See Sweet Virginia, The First Date, Just Desserts, To Nobu or Not to Nobu, The Duel, The 36-Hour Freakout, Him, Himself and He, Million-Dollar Me and One Block from Heartbreak for the background on this one.
Me: I’d silently put in my change and punch the big orange soda button.
Boy: “Oh, you got Orange Crush? That’s the best.”
Me: More silence. I'd try to eek out a smile but, really, it looked like I was about to cry.
Boy/New Crush: “Later.”
I dreamed of getting stuck in the school’s elevator with my crushes. Then they’d finally see how smart and funny I was. Today, I have the equivalent of my high school elevator. I go on dates. On these dates, guys see how funny and smart I am. Some of the ones I pick even stick around for a while. The only thing is, sooner or later, they always seem to want to get out of the proverbial elevator. Or, really, I discover they were never really in the elevator. My mistake has always been to be sad about it, but maybe, really, they were doing me a favor.

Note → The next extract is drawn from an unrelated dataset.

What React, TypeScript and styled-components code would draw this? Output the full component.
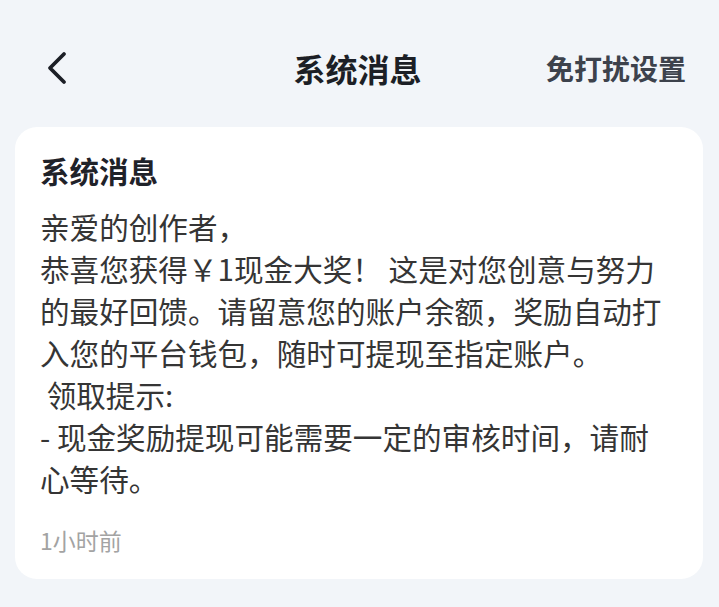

Encounter #9: Immediately after he left, I texted Zoe and left a message for Nora telling them what had happened. And then I stayed up, cursing him, cursing myself and writing. At about 4 a.m., Zoe phoned post-Van Dam and offered her support. “Fuck him,” she said. Nora texted around the same time and told me she was in Boston but would call me in the morning. I went to bed at 5 a.m., I woke up at 10 a.m. and talked to Zoe and Nora on the phone. Both of them agreed that #120 can’t have his cake and eat it, too. I wasn’t, after all, asking him to marry me.
“Who’s to say that in three weeks, when you ask him again if he won’t sleep with anyone else, what’s to stop him from saying, ‘Well, it’s going along fine as it is and you’ve been fine with it so far, so can’t we just continue to see what happens?’” Nora said over the phone from Boston. “At that point, you’ll be even more involved and you’ll only be more hurt. He can’t have it both ways,” she said. The friend she was staying with in Boston, whom she’d accidentally hooked up with the night before, agreed. “He has to make a decision,” I heard him say in the background.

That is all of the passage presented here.